>> start SUPPLIED DATA

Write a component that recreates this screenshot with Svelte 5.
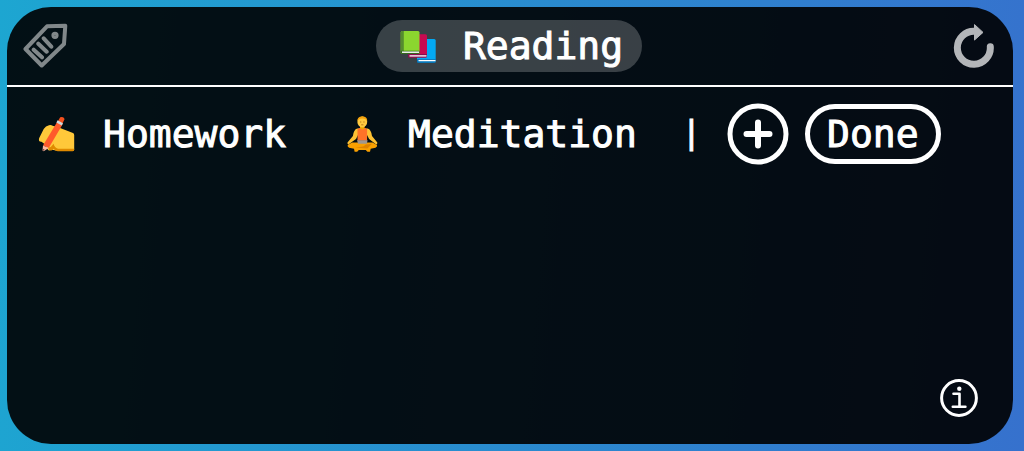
<script>
	let current = $state('Reading');
	let others = $state(['Homework', 'Meditation']);

	function pick(name) {
		others = others.map((o) => (o === name ? current : o));
		current = name;
	}
</script>

{#snippet emoji(name)}
	<svg class="emoji" viewBox="0 0 38 38" aria-hidden="true">
		{#if name === 'Reading'}
			<rect x="19" y="12" width="18.7" height="23.6" rx="1.5" fill="#03a9f4" />
			<path d="M19 32h18.7v2.4q0 1.4-1.4 1.4H20.4q-1.4 0-1.4-1.4z" fill="#0277bd" />
			<path d="M20.5 33.6h17" stroke="#fff" stroke-width="1.3" />
			<rect x="10" y="7.3" width="19" height="23.2" rx="1.5" fill="#c70a50" />
			<path d="M10 27h19v2.2q0 1.4-1.4 1.4H11.4q-1.4 0-1.4-1.4z" fill="#880e4f" />
			<path d="M11.5 28.9h17" stroke="#fff" stroke-width="1.3" />
			<rect x="2.7" y="4" width="18.8" height="23" rx="1.5" fill="#8bd62f" />
			<path d="M4.2 4h1.6v20.5H2.7v-19q0-1.5 1.5-1.5z" fill="#558b2f" />
			<path d="M2.7 23.8h18.8v1.6q0 1.5-1.5 1.5H4.2q-1.5 0-1.5-1.5z" fill="#33691e" />
			<path d="M4 25.2h17" stroke="#fff" stroke-width="1.4" />
		{:else if name === 'Homework'}
			<path
				d="M11 10.3q1.8-.6 3.6.4l6.2 1.7L35 18q1.2.6 1.2 2v14.5q0 1.5-1.5 1.5H20.5L13 34.5q-2 1.8-3.2 0L6.5 29l-3-2.2q-3.3.2-2.4-3.5L5.7 14q2-3.2 5.3-3.7z"
				fill="#ffc83a"
			/>
			<path
				d="M10 32.5q2.8.4 4.5-2.5l1-1.2q1 3.8 4.5 5h16.2v1q0 1.4-1.5 1.4h-15q-2.7-.3-4-2.4l-2.2 1.6q-2.5 1-3.5-2.9z"
				fill="#e08a00"
			/>
			<path d="M19.4 6.6l5.1 2.8L10.7 33l-5.7-2.6z" fill="#ff5a2b" />
			<path d="M19.8 6.6l2.4-4.3q3.2-1.2 4.4 1.6l-2.2 4.8z" fill="#f4511e" />
			<path d="M19.6 5.3l5.4 2.9-1.2 2.3-5.4-2.9z" fill="#cfd8dc" />
			<path d="M5 30.4l5.7 2.6-5 3.2-1.2-.7z" fill="#ffb8a0" />
			<path d="M4.9 33.8l1.9 1.3-2.3 1z" fill="#5d3a35" />
		{:else}
			<path
				d="M9 27.5h20.6l4.4 2.6q.6 1.6-1.5 2.6l-4.8 1-.7 3h-2.6l-1.6-1.8h-7l-1.6 1.8h-2.6l-.6-3-4.9-1q-2-1-1.4-2.6z"
				fill="#f9a000"
			/>
			<path d="M23 29.4l6-.6-4.6 4.8-12.2-1 8-1.2z" fill="#df8300" />
			<path
				d="M14.2 13.5q-3.5 1-4.3 7.5l-5.4 6.5q-.3 1.5.8 2l7.7-5.5 2.5-5h8l2.6 5 7.2 5.5q1.3-.5 1-2L29 21q-.8-6.5-4.3-7.5z"
				fill="#ffc233"
			/>
			<path d="M17 10h4.6v4l-2.3 2.5-2.3-2.5z" fill="#eda600" />
			<path d="M14.5 14.3q1.2-1.3 2.5-1.3 2.3 3 4.6 0 1.3 0 2.5 1.3v11.4h-9.6z" fill="#ff7328" />
			<path d="M14 25.3h10.6l-.8 3.4h-8.7z" fill="#a0978f" />
			<ellipse cx="19.3" cy="6.9" rx="4.9" ry="5.5" fill="#ffca40" />
			<path d="M14.4 6.5q-.4-5 4.9-5.3 5.3.3 4.9 5.3-1-3-4.9-3t-4.9 3z" fill="#f5a20b" />
			<path d="M17 7h1.3M20.3 7h1.3M18.2 9.8h2.2" stroke="#a86b12" stroke-width=".8" />
		{/if}
	</svg>
{/snippet}

<main>
	<header>
		<button class="icon tags" aria-label="Tags">
			<svg width="48" height="48" viewBox="0 0 48 48">
				<path
					d="M3.5 27L25 4.3l18.3-.6L42 22 19.7 43.5zM11.7 27.7l8.3 7.6M16.3 21.7l8.4 8M21.7 16.3l7.6 8.4"
				/>
				<circle cx="33" cy="13.3" r="1.6" />
			</svg>
		</button>
		<button class="chip current">{@render emoji(current)}{current}</button>
		<button class="icon reset" aria-label="Reset">
			<svg width="44" height="48" viewBox="0 0 44 48">
				<path class="arc" d="M38.3 24.7A16.5 16.5 0 1 1 22.7 9.3" />
				<path class="head" d="M22.8 2.8l8.2 7.6-8.2 7.4z" />
			</svg>
		</button>
	</header>

	<div class="list">
		{#each others as name}
			<button class="chip" onclick={() => pick(name)}>{@render emoji(name)}{name}</button>
		{/each}
		<span class="separator">|</span>
		<button class="icon add" aria-label="Add">
			<svg width="62" height="62" viewBox="0 0 62 62">
				<circle cx="31" cy="31" r="28" />
				<path d="M31 19.5v23M19.5 31h23" />
			</svg>
		</button>
		<button class="done">Done</button>
	</div>

	<button class="icon info" aria-label="Info">
		<svg width="38" height="38" viewBox="0 0 38 38">
			<circle cx="19" cy="19" r="17.4" />
			<path d="M13.5 14.8h6v13M12.8 27.8h12.6" />
			<circle class="dot" cx="19.3" cy="9.8" r="2.2" />
		</svg>
	</button>
</main>

<style>
	:global(body) {
		background: linear-gradient(95deg, #1da6d1, #3671cd);
	}

	:global(#app) {
		display: flex;
		min-height: 100vh;
	}

	main {
		flex: 1;
		display: flex;
		flex-direction: column;
		margin: 7px 11px 7px 7px;
		border-radius: 44px;
		background: rgba(0, 0, 0, 0.9);
		color: white;
		font-family: 'DejaVu Sans Mono', monospace;
		font-size: 38px;
		-webkit-text-stroke: 1px white;
	}

	button {
		padding: 0;
		border: none;
		background: none;
		color: inherit;
		font: inherit;
		cursor: pointer;
	}

	svg {
		display: block;
		flex: none;
	}

	header {
		display: grid;
		grid-template-columns: 1fr auto 1fr;
		align-items: center;
		padding: 13px 17px 13px 15px;
		border-bottom: 2px solid white;
	}

	.chip {
		display: flex;
		align-items: center;
		gap: 27px;
		height: 52px;
		padding: 0 19px 0 22px;
		border-radius: 26px;
		line-height: 52px;
	}

	.current {
		background: rgba(255, 255, 255, 0.21);
	}

	.emoji {
		width: 38px;
		height: 38px;
	}

	.icon svg {
		fill: none;
		stroke: white;
		stroke-linecap: round;
		stroke-linejoin: round;
	}

	.tags {
		justify-self: start;
		opacity: 0.5;
	}

	.tags svg {
		stroke-width: 4px;
	}

	.reset {
		justify-self: end;
		opacity: 0.7;
	}

	.arc {
		stroke-width: 7px;
	}

	.head {
		fill: white;
		stroke-width: 1px;
	}

	.list {
		display: flex;
		flex-wrap: wrap;
		align-items: center;
		gap: 16px;
		padding: 16px 9px;
	}

	.separator {
		margin: 0 10px;
		padding-bottom: 4px;
		font-size: 32px;
		line-height: 48px;
	}

	.add svg {
		stroke-width: 5px;
	}

	.add path {
		stroke-width: 6px;
	}

	.done {
		height: 60px;
		padding: 0 17px;
		border: 5px solid white;
		border-radius: 30px;
		line-height: 48px;
	}

	.info {
		align-self: flex-end;
		margin: auto 35px 27px 0;
	}

	.info svg {
		stroke-width: 3px;
	}

	.info path {
		stroke-width: 2.6px;
	}

	.info .dot {
		fill: white;
		stroke: none;
	}
</style>
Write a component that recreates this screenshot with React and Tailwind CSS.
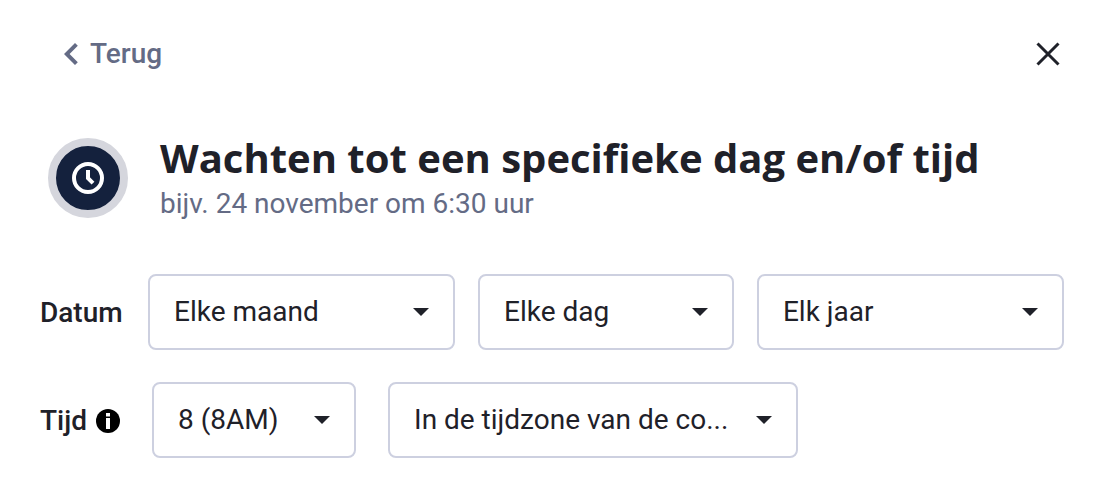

>> end SUPPLIED DATA

TASK TO CARRY OUT —
Return every line containing "screenshot".

SOLUTION TO THE PROBLEM —
Write a component that recreates this screenshot with Svelte 5.
Write a component that recreates this screenshot with React and Tailwind CSS.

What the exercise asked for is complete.